[START LISTED RECORDS]

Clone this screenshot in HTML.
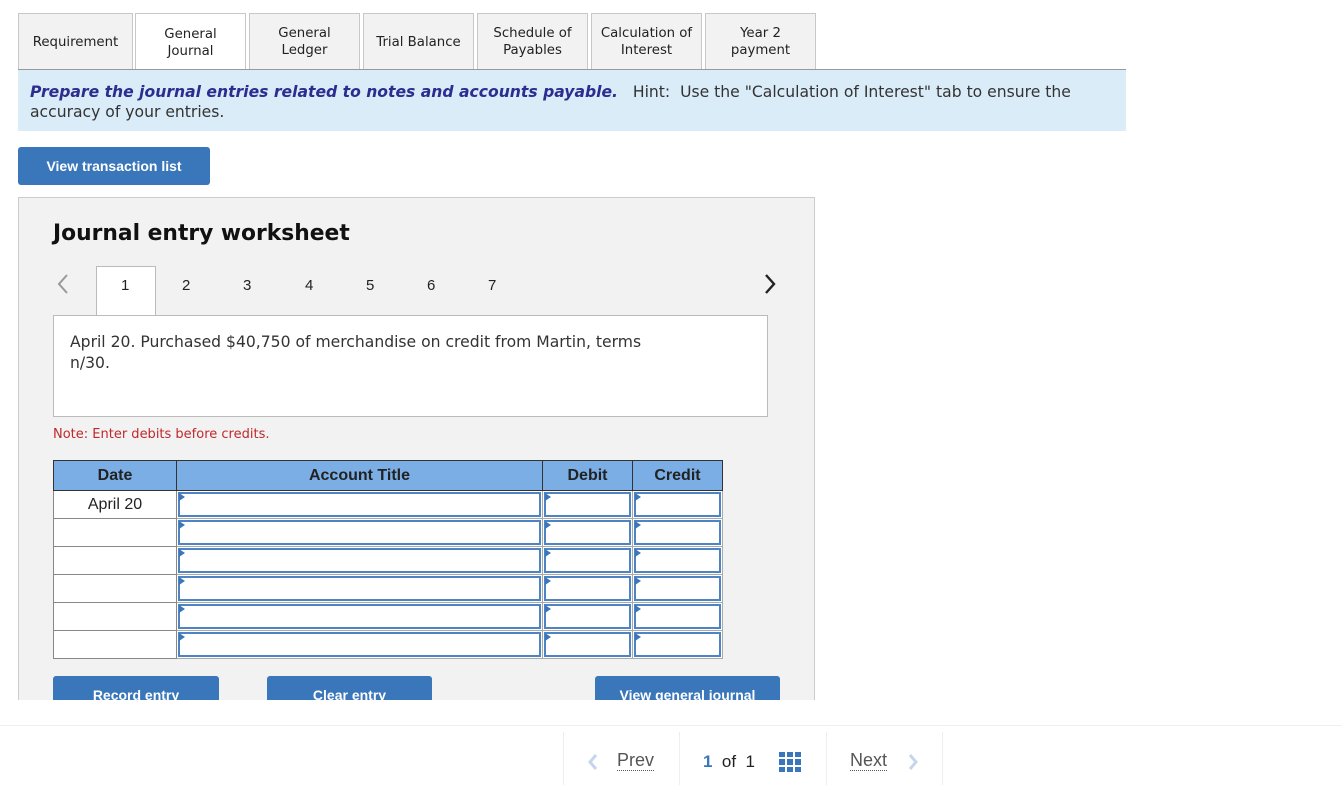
<!DOCTYPE html>
<html><head><style>
*{box-sizing:border-box;margin:0;padding:0}
body{width:1341px;height:792px;background:#fff;font-family:"DejaVu Sans","Liberation Sans",sans-serif;color:#222;position:relative;overflow:hidden}
.a{position:absolute}
.tab{position:absolute;top:13px;height:57px;background:#f2f2f2;border:1px solid #c8c8c8;border-bottom:none;font-size:13.3px;text-align:center;display:flex;align-items:center;justify-content:center;line-height:17px}
.tab.act{background:#fff;height:58px}
.btn{position:absolute;background:#3a76ba;color:#fff;font-family:"Liberation Sans",sans-serif;font-weight:bold;font-size:14px;text-align:center;border-radius:3px}
table{border-collapse:collapse;font-family:"Liberation Sans",sans-serif;font-size:16px}
td,th{border:1px solid #888;height:28px;padding:0}
th{background:#7aaee4;font-weight:bold;color:#222;border-color:#333}
td.in{border:1px solid #aaa;position:relative;background:#fff}
td.in div{position:absolute;left:1px;right:1px;top:1px;bottom:1px;border:2px solid #4f84c4}
td.in div:before{content:"";position:absolute;left:-1px;top:-1px;border-left:6px solid #3a76ba;border-top:4px solid transparent;border-bottom:4px solid transparent}
</style></head><body>
<div class="tab" style="left:18px;width:115px">Requirement</div>
<div class="tab act" style="left:135px;width:111px">General<br>Journal</div>
<div class="tab" style="left:249px;width:111px">General<br>Ledger</div>
<div class="tab" style="left:363px;width:111px">Trial Balance</div>
<div class="tab" style="left:477px;width:111px">Schedule of<br>Payables</div>
<div class="tab" style="left:591px;width:111px">Calculation of<br>Interest</div>
<div class="tab" style="left:705px;width:111px">Year 2<br>payment</div>
<div class="a" style="left:18px;top:69px;width:1108px;height:62px;background:#dbecf9;border-top:1px solid #999;padding:12px 12px;font-size:15.6px;line-height:20px;color:#333"><b style="font-style:italic;color:#2b2d8f">Prepare the journal entries related to notes and accounts payable.</b>&nbsp;&nbsp; Hint:&nbsp; Use the "Calculation of Interest" tab to ensure the accuracy of your entries.</div>
<div class="btn" style="left:18px;top:147px;width:192px;height:38px;line-height:38px">View transaction list</div>
<div class="a" style="left:18px;top:197px;width:797px;height:510px;background:#f2f2f2;border:1px solid #ccc"></div>
<div class="a" style="left:53px;top:221px;font-size:21.8px;font-weight:bold;color:#111">Journal entry worksheet</div>
<svg class="a" style="left:56px;top:273px" width="14" height="22"><path d="M11 2 L3 11 L11 20" fill="none" stroke="#999" stroke-width="2"/></svg>
<svg class="a" style="left:763px;top:273px" width="14" height="22"><path d="M3 2 L11 11 L3 20" fill="none" stroke="#222" stroke-width="2.4"/></svg>
<div class="a" style="left:96px;top:266px;width:60px;height:50px;background:#fff;border:1px solid #bbb;border-bottom:none"></div>
<div class="a" style="top:277px;left:0;font-size:15px;font-family:'Liberation Sans',sans-serif">
<span class="a" style="left:121px">1</span><span class="a" style="left:182px">2</span><span class="a" style="left:243px">3</span><span class="a" style="left:305px">4</span><span class="a" style="left:366px">5</span><span class="a" style="left:427px">6</span><span class="a" style="left:488px">7</span></div>
<div class="a" style="left:53px;top:315px;width:715px;height:102px;background:#fff;border:1px solid #bbb;padding:16px;font-size:15.6px;line-height:21px;color:#333"><div style="width:590px">April 20. Purchased $40,750 of merchandise on credit from Martin, terms n/30.</div></div>
<div class="a" style="left:53px;top:427px;font-size:13px;color:#c0282c">Note: Enter debits before credits.</div>
<table class="a" style="left:53px;top:460px;width:670px">
<tr><th style="width:123px;height:30px">Date</th><th style="width:366px">Account Title</th><th style="width:90px">Debit</th><th style="width:90px">Credit</th></tr>
<tr><td style="text-align:center;background:#fff">April 20</td><td class="in"><div></div></td><td class="in"><div></div></td><td class="in"><div></div></td></tr>
<tr><td style="background:#fff"></td><td class="in"><div></div></td><td class="in"><div></div></td><td class="in"><div></div></td></tr>
<tr><td style="background:#fff"></td><td class="in"><div></div></td><td class="in"><div></div></td><td class="in"><div></div></td></tr>
<tr><td style="background:#fff"></td><td class="in"><div></div></td><td class="in"><div></div></td><td class="in"><div></div></td></tr>
<tr><td style="background:#fff"></td><td class="in"><div></div></td><td class="in"><div></div></td><td class="in"><div></div></td></tr>
<tr><td style="background:#fff"></td><td class="in"><div></div></td><td class="in"><div></div></td><td class="in"><div></div></td></tr>
</table>
<div class="btn" style="left:53px;top:676px;width:166px;height:24px;line-height:38px;overflow:hidden;border-radius:3px 3px 0 0">Record entry</div>
<div class="btn" style="left:267px;top:676px;width:165px;height:24px;line-height:38px;overflow:hidden;border-radius:3px 3px 0 0">Clear entry</div>
<div class="btn" style="left:595px;top:676px;width:185px;height:24px;line-height:38px;overflow:hidden;border-radius:3px 3px 0 0">View general journal</div>
<div class="a" style="left:0;top:700px;width:1341px;height:92px;background:#fff"></div>
<div class="a" style="left:0;top:725px;width:1341px;height:1px;background:#eee"></div>
<div class="a" style="left:563px;top:732px;width:1px;height:53px;background:#eee"></div>
<div class="a" style="left:679px;top:732px;width:1px;height:53px;background:#eee"></div>
<div class="a" style="left:826px;top:732px;width:1px;height:53px;background:#eee"></div>
<div class="a" style="left:942px;top:732px;width:1px;height:53px;background:#eee"></div>
<svg class="a" style="left:587px;top:752px" width="12" height="20"><path d="M9 3 L3 10 L9 17" fill="none" stroke="#c5d6ec" stroke-width="3"/></svg>
<div class="a" style="left:617px;top:751px;font-size:18px;color:#555;font-family:'Liberation Sans';border-bottom:1px dotted #555;line-height:19px">Prev</div>
<div class="a" style="left:703px;top:752px;font-size:17px;font-family:'Liberation Sans'"><b style="color:#3a76ba">1</b>&nbsp; of&nbsp; 1</div>
<div class="a" style="left:779px;top:752px;width:22px;height:20px;display:grid;grid-template-columns:repeat(3,6px);gap:2px">
<i style="background:#3a76ba"></i><i style="background:#3a76ba"></i><i style="background:#3a76ba"></i><i style="background:#3a76ba"></i><i style="background:#3a76ba"></i><i style="background:#3a76ba"></i><i style="background:#3a76ba"></i><i style="background:#3a76ba"></i><i style="background:#3a76ba"></i></div>
<div class="a" style="left:850px;top:751px;font-size:18px;color:#555;font-family:'Liberation Sans';border-bottom:1px dotted #555;line-height:19px">Next</div>
<svg class="a" style="left:907px;top:752px" width="12" height="20"><path d="M3 3 L9 10 L3 17" fill="none" stroke="#c5d6ec" stroke-width="3"/></svg>
</body></html>
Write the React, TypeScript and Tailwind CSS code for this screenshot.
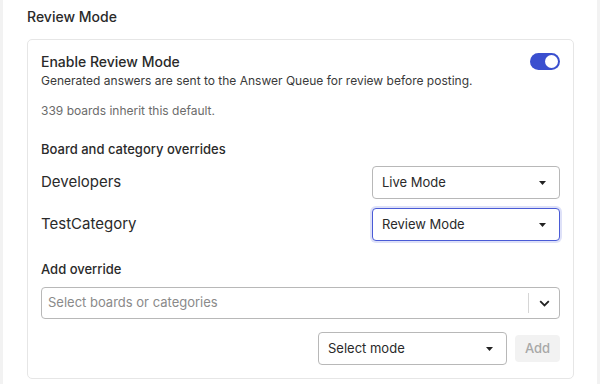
import React from 'react';

function Caret() {
    return (
        <svg width="7" height="4" viewBox="0 0 7 4" className="shrink-0">
            <path d="M0 0 L7 0 L3.5 4 Z" fill="#222" />
        </svg>
    );
}

function ModeSelect({ label, focused = false, width = 'w-[188px]' }: { label: string; focused?: boolean; width?: string }) {
    return (
        <div
            className={`${width} h-[33px] flex items-center justify-between pl-[9px] pr-[13px] rounded-[4px] bg-white text-[13px] text-[#2a2a2a] ${
                focused
                    ? 'border border-[#4a5bd6] shadow-[0_0_0_2px_rgba(74,91,214,0.18)]'
                    : 'border border-[#b8b8b8]'
            }`}
        >
            <span>{label}</span>
            <Caret />
        </div>
    );
}

function OverrideRow({ name, mode, focused }: { name: string; mode: string; focused?: boolean }) {
    return (
        <div className="flex items-center justify-between">
            <span className="text-[15px] text-[#2a2a2a]">{name}</span>
            <ModeSelect label={mode} focused={focused} />
        </div>
    );
}

export default function App() {
    return (
        <div className="w-[600px] h-[384px] flex bg-white overflow-hidden" style={{ fontFamily: 'Inter, "Noto Sans", sans-serif' }}>
            <div className="w-[3px] bg-[#f2f2f2] shrink-0"></div>

            <div className="flex-1 pl-[24px] pr-[23px] pt-[7px]">
                <h2 className="text-[14px] leading-[20px] font-medium text-[#2a2a2a]">Review Mode</h2>

                <div className="mt-[12px] border border-[#e6e6e6] rounded-[5px] px-[13px] pt-[12px] pb-[13px]">
                    {/* default toggle */}
                    <div className="flex items-start justify-between">
                        <div>
                            <div className="text-[14px] leading-[20px] font-medium text-[#2a2a2a]">Enable Review Mode</div>
                            <div className="mt-[1px] text-[12px] leading-[16px] text-[#3a3a3a]">
                                Generated answers are sent to the Answer Queue for review before posting.
                            </div>
                        </div>
                        <div className="w-[30px] h-[17px] rounded-full bg-[#3a4fcf] flex items-center justify-end pr-[2px] mt-[1px]">
                            <div className="w-[13px] h-[13px] rounded-full bg-white"></div>
                        </div>
                    </div>

                    <div className="mt-[14px] text-[12px] leading-[16px] text-[#6b6b6b]">339 boards inherit this default.</div>

                    {/* overrides */}
                    <div className="mt-[21px] text-[13px] leading-[18px] font-medium text-[#2a2a2a]">Board and category overrides</div>
                    <div className="mt-[8px] flex flex-col gap-[9px]">
                        <OverrideRow name="Developers" mode="Live Mode" />
                        <OverrideRow name="TestCategory" mode="Review Mode" focused />
                    </div>

                    {/* add override */}
                    <div className="mt-[19px] text-[13px] leading-[18px] font-medium text-[#2a2a2a]">Add override</div>
                    <div className="mt-[9px] h-[32px] flex items-center border border-[#b8b8b8] rounded-[4px] pl-[6px]">
                        <span className="flex-1 text-[13px] text-[#8a8a8a]">Select boards or categories</span>
                        <div className="w-px h-[20px] bg-[#d6d6d6]"></div>
                        <div className="w-[30px] flex items-center justify-center">
                            <svg width="11" height="7" viewBox="0 0 11 7">
                                <path d="M1.2 1.2 L5.5 5.5 L9.8 1.2" fill="none" stroke="#222" strokeWidth="1.8" />
                            </svg>
                        </div>
                    </div>

                    <div className="mt-[13px] flex items-center justify-end gap-[8px]">
                        <ModeSelect label="Select mode" width="w-[189px]" />
                        <button className="w-[45px] h-[27px] rounded-[4px] bg-[#f2f2f2] text-[13px] font-medium text-[#a8a8a8]">Add</button>
                    </div>
                </div>
            </div>

            <div className="w-[3px] bg-[#f2f2f2] shrink-0"></div>
        </div>
    );
}
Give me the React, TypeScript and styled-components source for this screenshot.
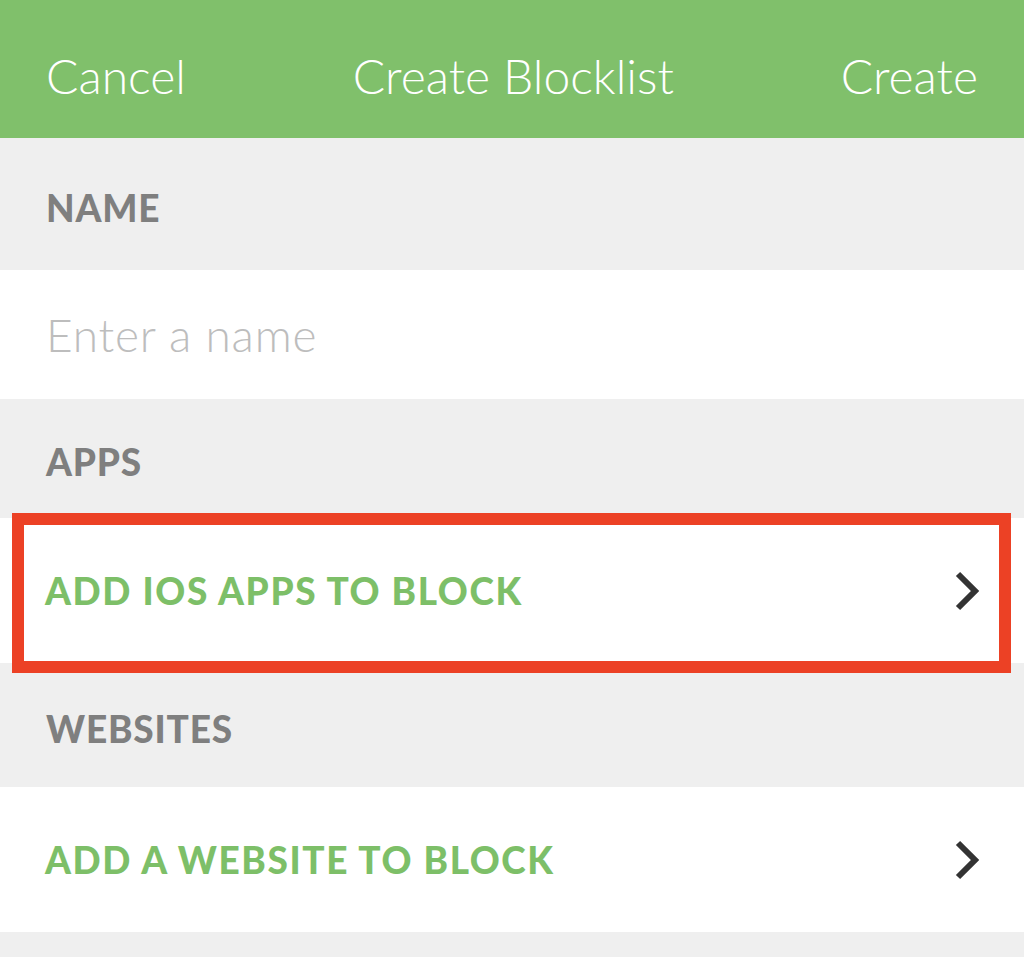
import styled, { createGlobalStyle } from "styled-components";

const GlobalStyle = createGlobalStyle`
  html, body {
    margin: 0;
    padding: 0;
    background: #efefef;
  }
  body {
    font-family: Lato, "Noto Sans", sans-serif;
  }
`;

const Screen = styled.div`
  width: 1024px;
  height: 957px;
  overflow: hidden;
  background: #efefef;
  display: flex;
  flex-direction: column;
`;

const NavBar = styled.header`
  height: 138px;
  background: #80c06b;
  display: flex;
  align-items: center;
  justify-content: space-between;
  padding: 14px 46px 0 46px;
  box-sizing: border-box;
  color: #ffffff;
  font-size: 48px;
  font-weight: 300;
`;

const NavItem = styled.span`
  line-height: 1;
`;

const SectionHeader = styled.div<{ $height: number }>`
  height: ${(p) => p.$height}px;
  display: flex;
  align-items: center;
  padding: 6px 46px 0;
  box-sizing: border-box;
  color: #7f7f7f;
  font-size: 37px;
  font-weight: 900;
  letter-spacing: 0.8px;
`;

const InputRow = styled.div`
  height: 129px;
  background: #ffffff;
  display: flex;
  align-items: center;
  padding: 0 46px;
  box-sizing: border-box;
`;

const NameInput = styled.input`
  border: none;
  outline: none;
  background: transparent;
  width: 100%;
  font-family: inherit;
  font-size: 46px;
  font-weight: 300;
  letter-spacing: 0.8px;
  color: #333;
  padding: 0;
  &::placeholder {
    color: #bdbdbd;
  }
`;

const LinkRow = styled.div`
  position: relative;
  height: 145px;
  background: #ffffff;
  display: flex;
  align-items: center;
  justify-content: space-between;
  padding: 0 44px 0 45px;
  box-sizing: border-box;
`;

const LinkLabel = styled.span`
  color: #7dbf68;
  font-size: 37px;
  font-weight: 900;
  letter-spacing: 1.6px;
`;

const Highlight = styled.div`
  position: absolute;
  left: 12px;
  top: -5px;
  width: 999px;
  height: 160px;
  box-sizing: border-box;
  border: 12px solid #ec4125;
  pointer-events: none;
`;

const Filler = styled.div`
  flex: 1;
`;

function Chevron() {
  return (
    <svg width="26" height="42" viewBox="0 0 26 42" fill="none">
      <path
        d="M4 4 L21 21 L4 38"
        stroke="#333333"
        strokeWidth="6"
        strokeLinecap="butt"
        strokeLinejoin="miter"
      />
    </svg>
  );
}

export default function App() {
  return (
    <>
      <GlobalStyle />
      <Screen>
        <NavBar>
          <NavItem>Cancel</NavItem>
          <NavItem>Create Blocklist</NavItem>
          <NavItem>Create</NavItem>
        </NavBar>
        <SectionHeader $height={132}>NAME</SectionHeader>
        <InputRow>
          <NameInput placeholder="Enter a name" />
        </InputRow>
        <SectionHeader $height={119}>APPS</SectionHeader>
        <LinkRow>
          <LinkLabel>ADD IOS APPS TO BLOCK</LinkLabel>
          <Chevron />
          <Highlight />
        </LinkRow>
        <SectionHeader $height={124}>WEBSITES</SectionHeader>
        <LinkRow>
          <LinkLabel>ADD A WEBSITE TO BLOCK</LinkLabel>
          <Chevron />
        </LinkRow>
        <Filler />
      </Screen>
    </>
  );
}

[END LISTED RECORDS]

### WHAT THE TASK ASKS
Scan the lines above for "this", then copy every one that has it.

### EXERCISE SOLUTION
Clone this screenshot in HTML.
Write the React, TypeScript and Tailwind CSS code for this screenshot.
                    <div className="mt-[14px] text-[12px] leading-[16px] text-[#6b6b6b]">339 boards inherit this default.</div>
Give me the React, TypeScript and styled-components source for this screenshot.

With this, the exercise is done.